Faithfully return all lines, omitting every embedded picture.

────────────────────

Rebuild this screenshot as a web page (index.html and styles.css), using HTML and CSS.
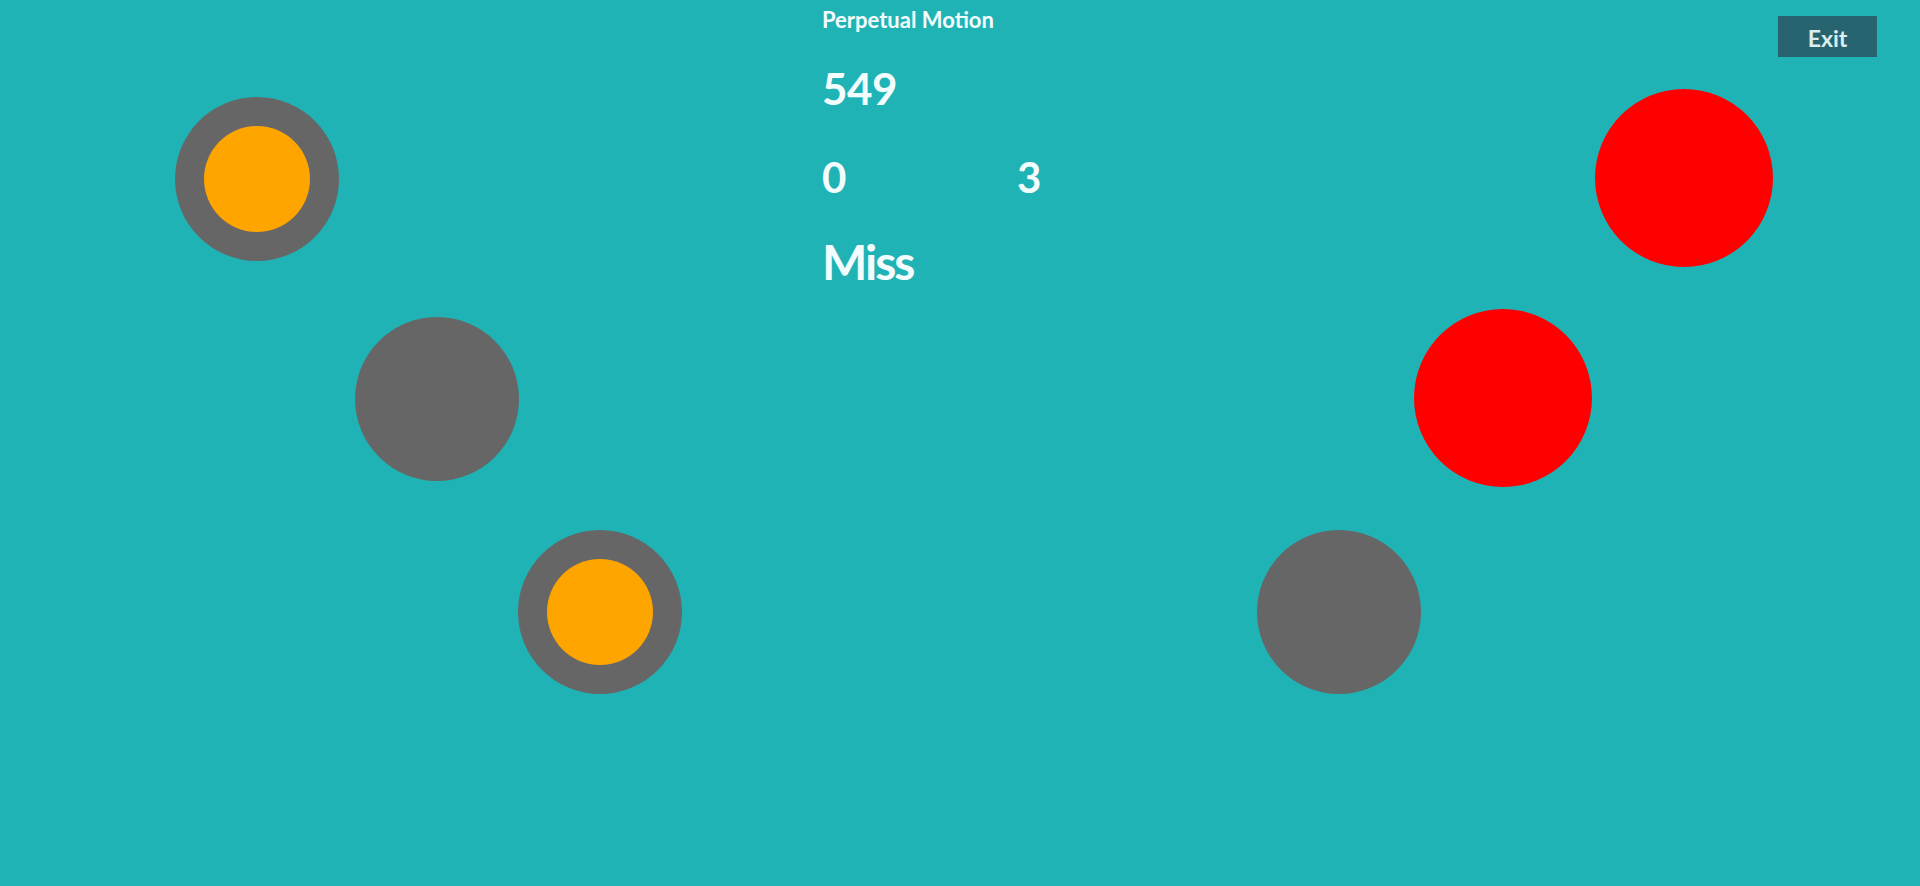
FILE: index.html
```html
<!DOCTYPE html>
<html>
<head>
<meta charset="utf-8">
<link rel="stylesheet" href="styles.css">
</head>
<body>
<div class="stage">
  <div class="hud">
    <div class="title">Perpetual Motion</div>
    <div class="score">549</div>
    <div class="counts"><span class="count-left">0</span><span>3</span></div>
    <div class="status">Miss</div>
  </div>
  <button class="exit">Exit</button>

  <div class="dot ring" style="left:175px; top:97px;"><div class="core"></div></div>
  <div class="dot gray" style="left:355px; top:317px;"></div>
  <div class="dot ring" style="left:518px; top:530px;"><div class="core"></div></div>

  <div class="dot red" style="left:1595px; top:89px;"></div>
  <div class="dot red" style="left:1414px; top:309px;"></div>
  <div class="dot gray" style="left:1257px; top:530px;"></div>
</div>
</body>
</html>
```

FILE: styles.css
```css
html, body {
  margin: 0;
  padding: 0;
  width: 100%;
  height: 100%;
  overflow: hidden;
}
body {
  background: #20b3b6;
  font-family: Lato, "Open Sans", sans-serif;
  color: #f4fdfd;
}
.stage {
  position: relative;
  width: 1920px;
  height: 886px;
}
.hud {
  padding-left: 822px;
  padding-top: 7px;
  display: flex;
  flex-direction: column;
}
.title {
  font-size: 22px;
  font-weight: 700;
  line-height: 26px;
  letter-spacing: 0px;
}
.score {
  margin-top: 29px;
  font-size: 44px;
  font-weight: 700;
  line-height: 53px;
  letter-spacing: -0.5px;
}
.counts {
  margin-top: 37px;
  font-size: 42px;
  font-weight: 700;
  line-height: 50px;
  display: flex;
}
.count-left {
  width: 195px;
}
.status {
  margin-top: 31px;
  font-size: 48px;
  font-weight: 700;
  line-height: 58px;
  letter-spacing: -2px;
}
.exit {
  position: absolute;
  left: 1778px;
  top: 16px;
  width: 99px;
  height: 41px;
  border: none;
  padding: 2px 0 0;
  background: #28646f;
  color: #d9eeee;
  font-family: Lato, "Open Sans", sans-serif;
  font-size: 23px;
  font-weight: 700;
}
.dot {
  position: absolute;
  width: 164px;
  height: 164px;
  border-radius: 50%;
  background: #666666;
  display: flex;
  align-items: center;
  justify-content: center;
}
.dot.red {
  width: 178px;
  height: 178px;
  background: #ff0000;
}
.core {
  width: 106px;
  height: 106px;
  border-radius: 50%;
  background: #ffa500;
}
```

────────────────────

■ **Result of this task**:
Rebuild this screenshot as a web page (index.html and styles.css), using HTML and CSS.
FILE: index.html
```html
<!DOCTYPE html>
<html>
<head>
<meta charset="utf-8">
<link rel="stylesheet" href="styles.css">
</head>
<body>
<div class="stage">
  <div class="hud">
    <div class="title">Perpetual Motion</div>
    <div class="score">549</div>
    <div class="counts"><span class="count-left">0</span><span>3</span></div>
    <div class="status">Miss</div>
  </div>
  <button class="exit">Exit</button>

  <div class="dot ring" style="left:175px; top:97px;"><div class="core"></div></div>
  <div class="dot gray" style="left:355px; top:317px;"></div>
  <div class="dot ring" style="left:518px; top:530px;"><div class="core"></div></div>

  <div class="dot red" style="left:1595px; top:89px;"></div>
  <div class="dot red" style="left:1414px; top:309px;"></div>
  <div class="dot gray" style="left:1257px; top:530px;"></div>
</div>
</body>
</html>
```

FILE: styles.css
```css
html, body {
  margin: 0;
  padding: 0;
  width: 100%;
  height: 100%;
  overflow: hidden;
}
body {
  background: #20b3b6;
  font-family: Lato, "Open Sans", sans-serif;
  color: #f4fdfd;
}
.stage {
  position: relative;
  width: 1920px;
  height: 886px;
}
.hud {
  padding-left: 822px;
  padding-top: 7px;
  display: flex;
  flex-direction: column;
}
.title {
  font-size: 22px;
  font-weight: 700;
  line-height: 26px;
  letter-spacing: 0px;
}
.score {
  margin-top: 29px;
  font-size: 44px;
  font-weight: 700;
  line-height: 53px;
  letter-spacing: -0.5px;
}
.counts {
  margin-top: 37px;
  font-size: 42px;
  font-weight: 700;
  line-height: 50px;
  display: flex;
}
.count-left {
  width: 195px;
}
.status {
  margin-top: 31px;
  font-size: 48px;
  font-weight: 700;
  line-height: 58px;
  letter-spacing: -2px;
}
.exit {
  position: absolute;
  left: 1778px;
  top: 16px;
  width: 99px;
  height: 41px;
  border: none;
  padding: 2px 0 0;
  background: #28646f;
  color: #d9eeee;
  font-family: Lato, "Open Sans", sans-serif;
  font-size: 23px;
  font-weight: 700;
}
.dot {
  position: absolute;
  width: 164px;
  height: 164px;
  border-radius: 50%;
  background: #666666;
  display: flex;
  align-items: center;
  justify-content: center;
}
.dot.red {
  width: 178px;
  height: 178px;
  background: #ff0000;
}
.core {
  width: 106px;
  height: 106px;
  border-radius: 50%;
  background: #ffa500;
}
```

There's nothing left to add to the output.